Lou Ferrigno: A Hero Without a Voice (Literally)

Lou Ferrigno, fresh off Hercules and still basking in the glow of his Incredible Hulk fame, returns here as the stoic strongman. And like Hercules, his voice is dubbed over by another actor—badly. The disconnect between his imposing presence and the flat, generic voice work is jarring. He grunts, poses, lifts things, and occasionally swings a sword, but never feels like a real character. He’s a prop, not a protagonist.

There’s no charm, no arc, no emotional stakes. Just slow-motion flexing and dead-eyed stares.


Sybil Danning: Wasted Potential in a Wig and Breastplate

Sybil Danning, typically a scene-stealer in these kinds of films, is criminally underused here. Cast as the warrior Amazon-type character, she delivers a few decent lines, swings a sword once or twice, and then fades into the background. She looks amazing, of course, but the script gives her nothing to work with. She deserved better than this—you can tell even she knows it.

Danning usually excels in B-movie fare by embracing the camp and giving us some bite. Here, she’s all costume and no fire.

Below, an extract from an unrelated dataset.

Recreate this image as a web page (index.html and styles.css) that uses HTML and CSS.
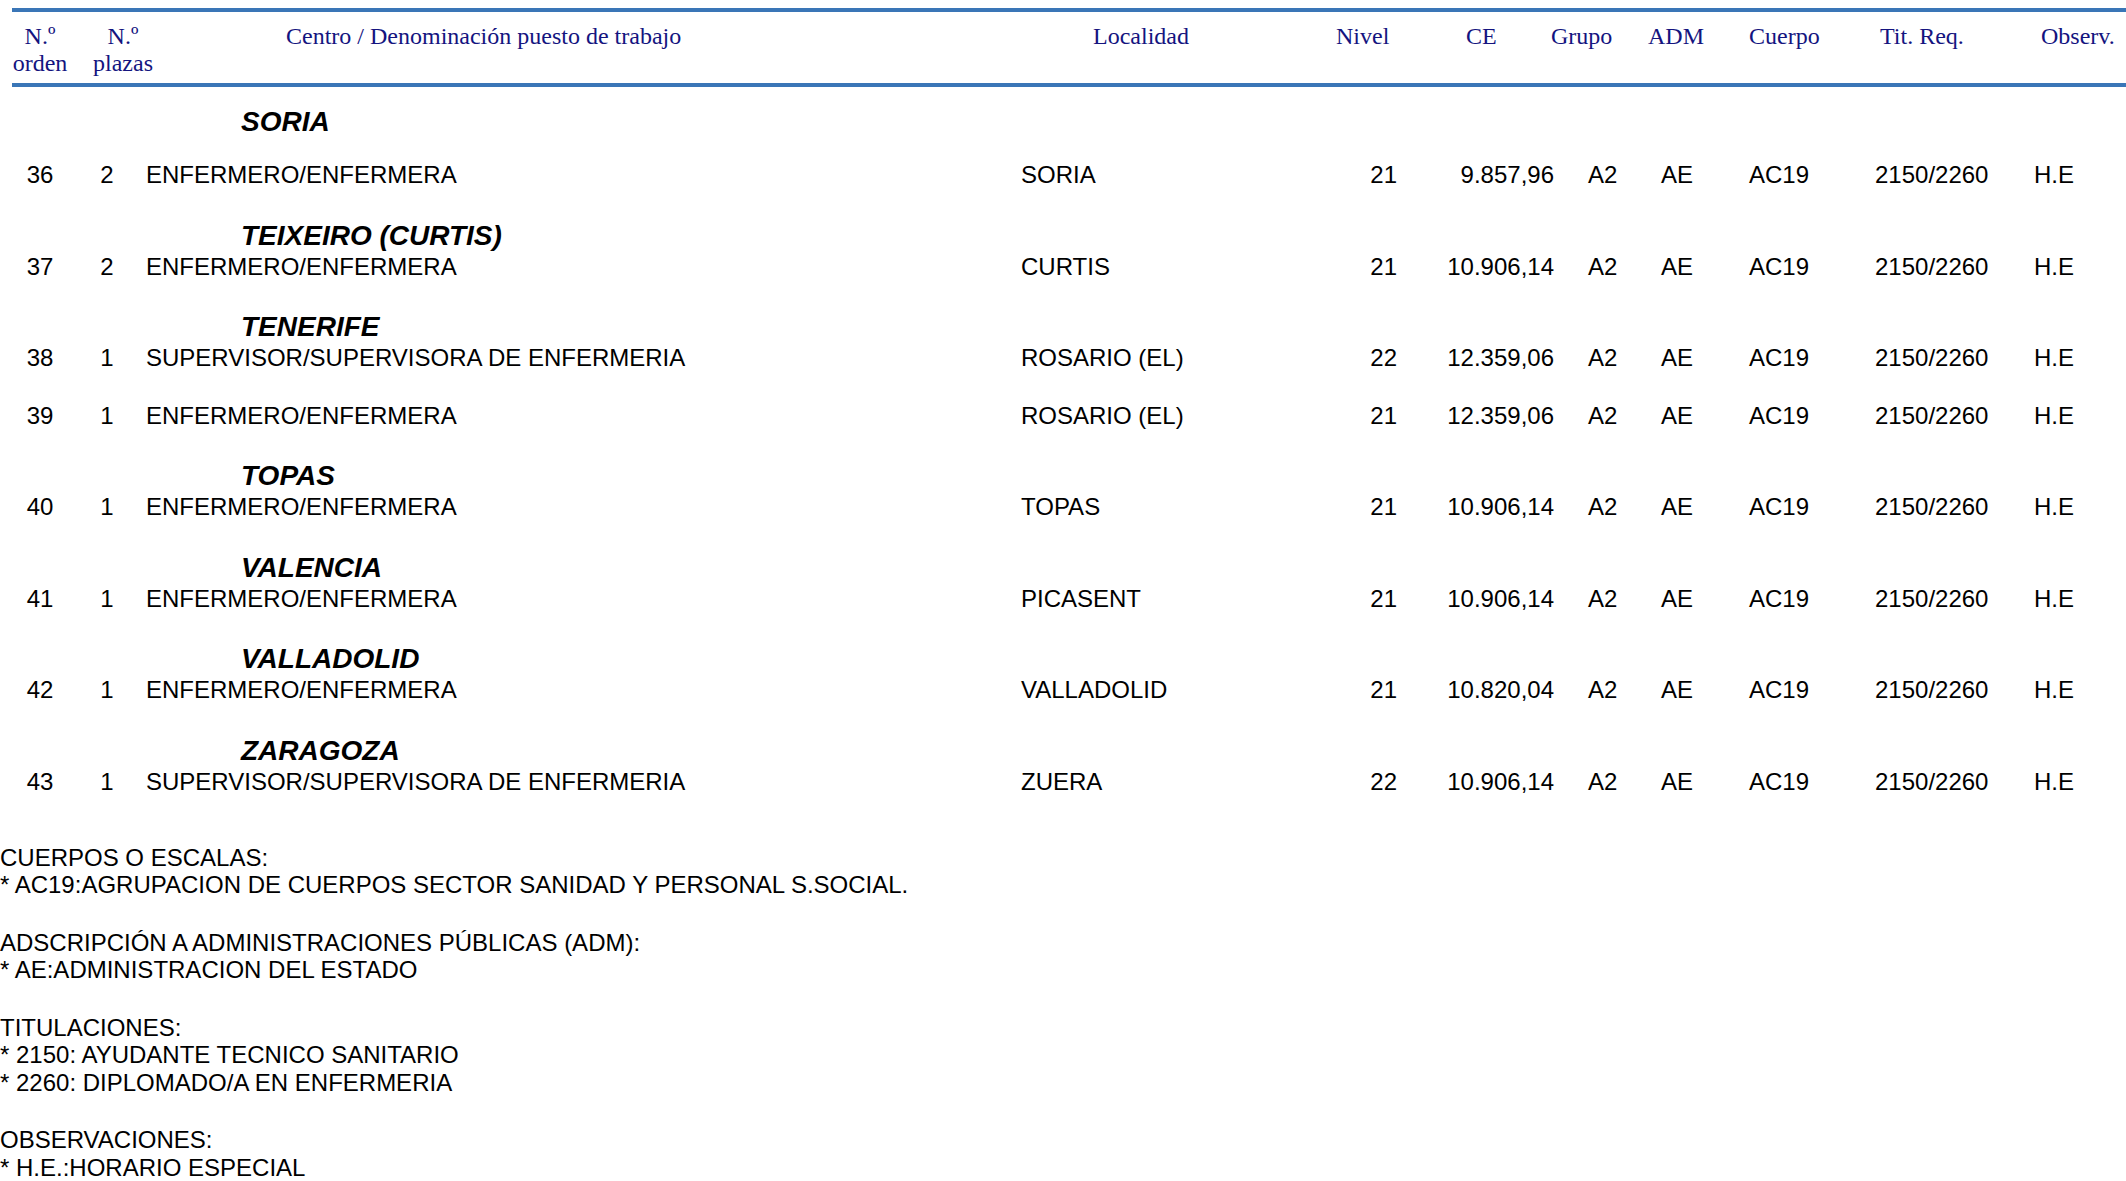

The Rest of the Gladiators: A Muscle Catalog Without Personality

The other six “magnificent” gladiators are a forgettable blur of sweaty chests, mismatched wigs, and awkward facial hair. None of them have distinct personalities. There’s no camaraderie, no real tension, no arcs. They might as well be called:

  • Blond Guy With Axe

  • Shirtless Brooding One

  • Loud Guy With A Club

  • That Other Dude With A Spear

There’s one who tries to crack jokes. Another who tries to be philosophical. Both fail. Spectacularly.


Production Values: Discount Arena Theater

The sets look like they were borrowed from a pizza-themed amusement park. The swords bend, the costumes rip, and the extras visibly miss their marks during fight scenes. The camera lingers on scenes far longer than it should, giving the whole film a sluggish, amateurish feel.

The battle sequences—what should be the meat of a gladiator movie—are clumsy, poorly choreographed, and often shot in such tight framing that you can’t tell what’s happening. One scene has a gladiator hit a villain with a sword, only for the villain to wait a beat, then dramatically fall over like he remembered he was supposed to die.

The music is a synth-heavy mess that sounds like someone noodling on a Casio keyboard in a basement. It doesn’t heighten tension—it just reminds you you’re watching a film that ran out of money by day two.


Dialogue and Dubbing: Pure B-Movie Cheese (Without the Charm)

The dialogue feels like it was written during a lunch break and translated back and forth between English and Italian multiple times. Sample line:

“The sword of truth cuts only through lies... unless the lies wear armor!”

Lines are delivered in a robotic monotone, often out of sync with lip movement. Every scene feels like it’s been dubbed with the first take from a community theater voiceover booth.


Tone: Camp Without Confidence

You can make a fun, trashy sword-and-sandal film. Just look at The Warrior and the Sorceress or Ator the Fighting Eagle. But those films leaned into their absurdity with some level of joy. The Seven Magnificent Gladiators takes itself just seriously enough to make its stupidity frustrating. It doesn’t lean into camp—it drowns in it.

It wants to be epic. It ends up feeling like a gym commercial set in Ancient Rome.


Final Verdict

The Seven Magnificent Gladiators is a bloated, uninspired retread of a classic story, filtered through bad dubbing, limp choreography, and a script that seems cobbled together from discarded pages of other, better B-movies. It wastes its cast, especially Sybil Danning, and never gives Lou Ferrigno a chance to do anything beyond look vaguely heroic and confused.

If you’re in the mood for campy ‘80s fantasy, you’re better off watching Beastmaster, Deathstalker, or even Conan the Destroyer. Gladiators offers neither laughs nor thrills—just a lot of sweaty posturing and mythological mush.